In 2003, Google published a seminal research paper detailing the Google File System (GFS), which revolutionized the field of distributed file storage. GFS was designed to meet Google's unique requirements for handling petabytes of data across thousands of commodity servers. It introduced a master-slave architecture where a single master node managed metadata and coordinated multiple chunk servers that stored actual data chunks. This design prioritized scalability, fault tolerance, and high throughput for large-scale data processing workloads. GFS was optimized for append-heavy operations, making it ideal for applications like web indexing and log processing. The paper highlighted how Google addressed challenges such as hardware failures, network partitions, and data consistency through innovative techniques like checksumming, replica placement, and lease management. GFS demonstrated that a well-designed distributed file storage system could achieve unprecedented levels of reliability and performance without relying on expensive hardware. Its success inspired countless open-source projects and commercial products, proving that distributed storage was not just a theoretical concept but a practical solution for real-world problems. The legacy of GFS continues to influence modern storage systems, emphasizing the importance of simplicity, scalability, and resilience in design.

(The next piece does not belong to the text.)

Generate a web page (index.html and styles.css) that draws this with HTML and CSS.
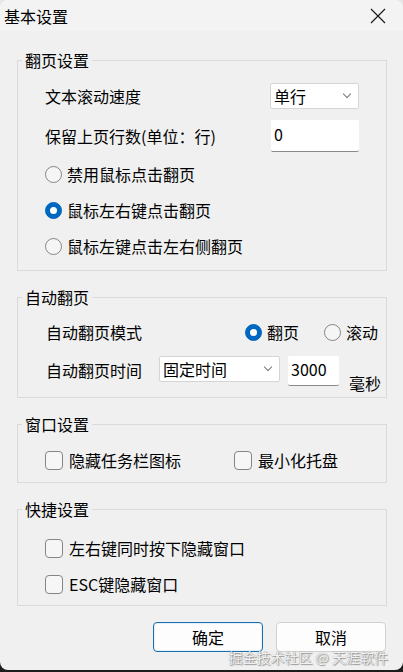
FILE: index.html
```html
<!DOCTYPE html>
<html lang="zh-CN">
<head>
    <meta charset="UTF-8">
    <meta name="viewport" content="width=device-width, initial-scale=1.0">
    <title>基本设置</title>
    <link rel="stylesheet" href="styles.css">
</head>
<body>

    <div class="window">
        <!-- 标题栏 -->
        <div class="titlebar">
            <span class="title">基本设置</span>
            <svg class="close" width="16" height="16" viewBox="0 0 16 16">
                <path d="M1 1 L15 15 M15 1 L1 15" stroke="#1a1a1a" stroke-width="1.2" fill="none"/>
            </svg>
        </div>

        <div class="content">

            <!-- 翻页设置 -->
            <fieldset class="group">
                <legend>翻页设置</legend>
                <div class="group-body g-page">
                    <div class="row row-speed">
                        <span>文本滚动速度</span>
                        <span class="select sel-speed">单行<i class="chev"></i></span>
                    </div>
                    <div class="row row-keep">
                        <span>保留上页行数(单位：行)</span>
                        <span class="input inp-keep">0</span>
                    </div>
                    <div class="row radio-row first">
                        <span class="radio"></span>禁用鼠标点击翻页
                    </div>
                    <div class="row radio-row">
                        <span class="radio checked"></span>鼠标左右键点击翻页
                    </div>
                    <div class="row radio-row">
                        <span class="radio"></span>鼠标左键点击左右侧翻页
                    </div>
                </div>
            </fieldset>

            <!-- 自动翻页 -->
            <fieldset class="group">
                <legend>自动翻页</legend>
                <div class="group-body g-auto">
                    <div class="row row-mode">
                        <span>自动翻页模式</span>
                        <div class="radios">
                            <span class="opt"><span class="radio checked"></span>翻页</span>
                            <span class="opt"><span class="radio"></span>滚动</span>
                        </div>
                    </div>
                    <div class="row row-time">
                        <span class="time-label">自动翻页时间</span>
                        <span class="select sel-time">固定时间<i class="chev"></i></span>
                        <span class="input inp-time">3000</span>
                        <span class="unit">毫秒</span>
                    </div>
                </div>
            </fieldset>

            <!-- 窗口设置 -->
            <fieldset class="group">
                <legend>窗口设置</legend>
                <div class="group-body g-window">
                    <div class="row check-row">
                        <span class="opt opt-wide"><span class="checkbox"></span>隐藏任务栏图标</span>
                        <span class="opt"><span class="checkbox"></span>最小化托盘</span>
                    </div>
                </div>
            </fieldset>

            <!-- 快捷设置 -->
            <fieldset class="group">
                <legend>快捷设置</legend>
                <div class="group-body g-keys">
                    <div class="row check-row first">
                        <span class="opt"><span class="checkbox"></span>左右键同时按下隐藏窗口</span>
                    </div>
                    <div class="row check-row second">
                        <span class="opt"><span class="checkbox"></span>ESC键隐藏窗口</span>
                    </div>
                </div>
            </fieldset>

            <div class="buttons">
                <button class="btn primary">确定</button>
                <button class="btn">取消</button>
            </div>
        </div>

        <div class="watermark">掘金技术社区 @ 天涯软件</div>
    </div>

</body>
</html>
```

FILE: styles.css
```css
* {
    margin: 0;
    padding: 0;
    box-sizing: border-box;
}

body {
    font-family: "Noto Sans CJK SC", "Noto Sans", sans-serif;
    font-size: 16px;
    line-height: 20px;
    color: #000;
    background: linear-gradient(to bottom, #e6e6e6 0, #e6e6e6 50%, #1c1c1c 50%);
    width: 403px;
    height: 672px;
    overflow: hidden;
}

.window {
    position: relative;
    width: 403px;
    height: 670px;
    background: #f0f0f0;
    border-radius: 8px;
    overflow: hidden;
}

/* 标题栏 */
.titlebar {
    height: 31px;
    display: flex;
    align-items: center;
    justify-content: space-between;
    padding: 0 17px 0 4px;
    background: #f3f3f3;
}

.title {
    font-size: 16px;
}

.close {
    display: block;
}

.content {
    padding: 19px 16px 0 17px;
}

/* 分组框 */
.group {
    border: 1px solid #dadada;
    padding: 0;
    margin: 0;
    min-width: 0;
}

.group + .group {
    margin-top: 16px;
}

.group legend {
    margin-left: 4px;
    padding: 0 3px;
    line-height: 20px;
}

.group-body {
    padding-left: 27px;
}

.row {
    display: flex;
    align-items: center;
    white-space: nowrap;
}

/* 翻页设置 */
.g-page {
    padding-right: 27px;
    padding-bottom: 6px;
}

.row-speed {
    height: 26px;
    margin-top: 13px;
    justify-content: space-between;
}

.row-keep {
    height: 32px;
    margin-top: 11px;
    justify-content: space-between;
}

.radio-row {
    height: 36px;
}

.radio-row.first {
    margin-top: 4px;
}

.select {
    position: relative;
    display: flex;
    align-items: center;
    height: 26px;
    padding-left: 3px;
    background: #fff;
    border: 1px solid #d5d5d5;
    border-radius: 2px;
    flex-shrink: 0;
}

.chev {
    position: absolute;
    right: 8px;
    top: 7px;
    width: 6px;
    height: 6px;
    border-right: 1px solid #777;
    border-bottom: 1px solid #777;
    transform: rotate(45deg);
}

.sel-speed {
    width: 89px;
}

.input {
    display: flex;
    align-items: center;
    background: #fff;
    border-bottom: 1px solid #8a8a8a;
    border-radius: 2px;
    padding-left: 3px;
    padding-bottom: 4px;
    flex-shrink: 0;
}

.inp-keep {
    width: 88px;
    height: 32px;
}

.radio {
    width: 17px;
    height: 17px;
    border: 1px solid #858585;
    border-radius: 50%;
    background: #f5f5f5;
    margin-right: 5px;
    flex-shrink: 0;
    position: relative;
}

.radio.checked {
    background: #0067c0;
    border-color: #0067c0;
}

.radio.checked::after {
    content: "";
    position: absolute;
    left: 4px;
    top: 4px;
    width: 7px;
    height: 7px;
    border-radius: 50%;
    background: #fff;
}

/* 自动翻页 */
.g-auto {
    padding-left: 28px;
    padding-right: 8px;
    padding-bottom: 4px;
}

.row-mode {
    height: 28px;
    margin-top: 11px;
    justify-content: space-between;
}

.radios {
    display: flex;
    gap: 25px;
}

.opt {
    display: flex;
    align-items: center;
    white-space: nowrap;
}

.row-time {
    align-items: flex-start;
    margin-top: 9px;
}

.time-label {
    line-height: 30px;
    flex-shrink: 0;
}

.sel-time {
    width: 121px;
    margin-top: 1px;
    margin-left: 17px;
}

.inp-time {
    width: 51px;
    height: 30px;
    margin-top: 1px;
    margin-left: 8px;
}

.unit {
    margin-top: 18px;
    margin-left: 10px;
    flex-shrink: 0;
}

/* 窗口设置 / 快捷设置 */
.checkbox {
    width: 18px;
    height: 19px;
    border: 1px solid #858585;
    border-radius: 4px;
    background: #f6f6f6;
    margin-right: 6px;
    flex-shrink: 0;
}

.check-row {
    height: 24px;
}

.g-window {
    padding-bottom: 10px;
}

.g-window .check-row {
    margin-top: 14px;
}

.opt-wide {
    width: 189px;
}

.g-keys {
    padding-bottom: 9px;
}

.g-keys .check-row.first {
    margin-top: 17px;
}

.g-keys .check-row.second {
    margin-top: 12px;
}

/* 按钮 */
.buttons {
    display: flex;
    justify-content: flex-end;
    gap: 13px;
    margin-top: 16px;
    margin-right: 1px;
}

.btn {
    width: 110px;
    height: 30px;
    font-family: inherit;
    font-size: 16px;
    line-height: 20px;
    background: #fdfdfd;
    border: 1px solid #d0d0d0;
    border-radius: 4px;
    color: #000;
}

.btn.primary {
    border: 1px solid #1a6fb0;
    box-shadow: inset 0 0 0 1px #e6f0f8;
}

.watermark {
    position: absolute;
    right: 15px;
    bottom: 5px;
    font-size: 14px;
    line-height: 16px;
    color: rgba(255, 255, 255, 0.9);
    text-shadow: 0 0 1px #777, 1px 1px 1px rgba(0, 0, 0, 0.35);
}
```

The Open-Source Explosion: The development of Hadoop HDFS, Ceph, and others in the 2000s

Following Google's groundbreaking work, the mid-2000s saw an explosion of open-source projects aimed at democratizing distributed file storage. Apache Hadoop, inspired by GFS, introduced the Hadoop Distributed File System (HDFS) as part of its ecosystem. HDFS became the de facto standard for big data processing, enabling organizations to store and analyze massive datasets on commodity hardware. It adopted a similar master-slave architecture with a NameNode managing metadata and DataNodes storing data blocks. Around the same time, projects like Ceph emerged with more flexible architectures. Ceph was designed as a unified storage platform that could handle object, block, and file storage through its RADOS (Reliable Autonomic Distributed Object Store) layer. Its decentralized approach eliminated single points of failure and allowed for dynamic scaling. Other notable systems include GlusterFS, which used a stackable architecture to aggregate storage resources, and Lustre, which focused on high-performance computing environments. These open-source solutions made distributed file storage accessible to a broader audience, empowering startups, researchers, and enterprises to build scalable applications without significant upfront investments. The community-driven development model fostered innovation, with contributors worldwide refining features, improving performance, and ensuring compatibility with evolving technologies.

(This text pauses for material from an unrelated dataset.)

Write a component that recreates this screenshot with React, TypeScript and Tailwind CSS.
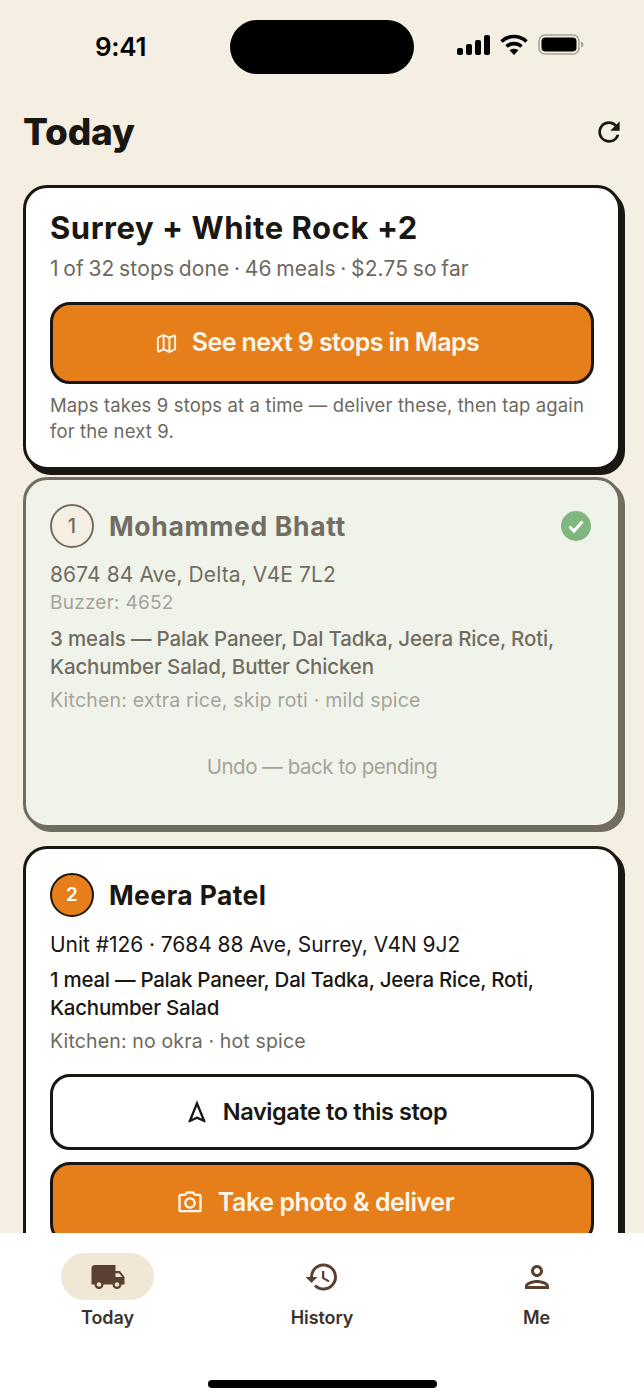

The Cloud Era: The commoditization of distributed file storage as a service by AWS, Google, and Microsoft

The advent of cloud computing in the 2010s marked a significant shift in how distributed file storage was consumed and managed. Amazon Web Services (AWS) led the charge with Simple Storage Service (S3), which offered object storage as a scalable, durable, and cost-effective service. S3 abstracted away the complexities of managing underlying infrastructure, allowing developers to focus on building applications rather than provisioning servers. Google Cloud Platform and Microsoft Azure followed suit with their own offerings, such as Google Cloud Storage and Azure Blob Storage. These services provided global replication, versioning, and fine-grained access controls, making it easier for businesses to comply with regulatory requirements and disaster recovery policies. The cloud era also saw the rise of managed file storage services like Amazon EFS, Google Filestore, and Azure Files, which offered fully managed network file systems compatible with standard protocols. This commoditization of distributed file storage lowered barriers to entry, enabling even small teams to leverage enterprise-grade storage capabilities. Cloud providers continuously innovated with features like intelligent tiering, which automatically moves data between storage classes based on access patterns, and serverless computing integrations, which triggered processing workflows in response to storage events. The cloud model transformed distributed file storage from a specialized technology into a ubiquitous utility, much like electricity or water.

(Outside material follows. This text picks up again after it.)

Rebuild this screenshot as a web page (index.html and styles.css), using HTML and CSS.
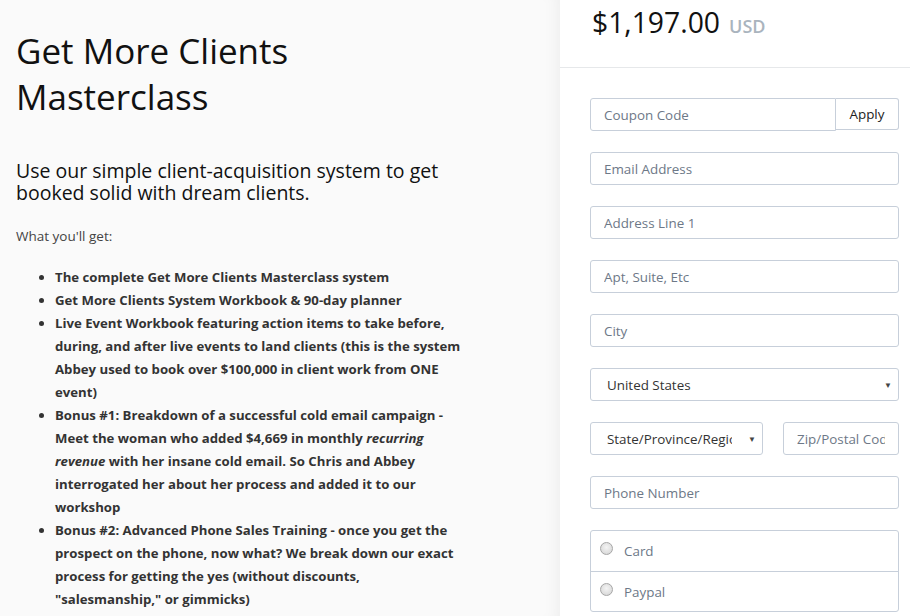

The Present and Future: The current landscape of decentralized and hyper-scale distributed file storage systems

Today, the landscape of distributed file storage is more diverse and advanced than ever. Hyper-scale systems powering tech giants like Google, Facebook, and Amazon handle exabytes of data across globally distributed data centers. These systems employ sophisticated techniques such as erasure coding for efficient storage, machine learning for predictive scaling, and consensus algorithms for strong consistency. At the same time, decentralized storage networks like IPFS (InterPlanetary File System) and Filecoin are challenging traditional models by leveraging peer-to-peer architectures. IPFS uses content-addressing to create a permanent and distributed web, while Filecoin incentivizes participants to rent out unused storage space. Another emerging trend is the integration of distributed file storage with edge computing, where data is processed closer to its source to reduce latency and bandwidth usage. This is particularly important for applications like autonomous vehicles, IoT devices, and real-time analytics. Looking ahead, we can expect further advancements in areas like quantum-resistant encryption, autonomous data management, and cross-platform interoperability. The evolution of distributed file storage continues to be driven by the relentless growth of data and the need for more efficient, secure, and scalable solutions. As technologies like 5G and AI become mainstream, the demand for robust storage infrastructure will only intensify, shaping the next chapter of this fascinating journey.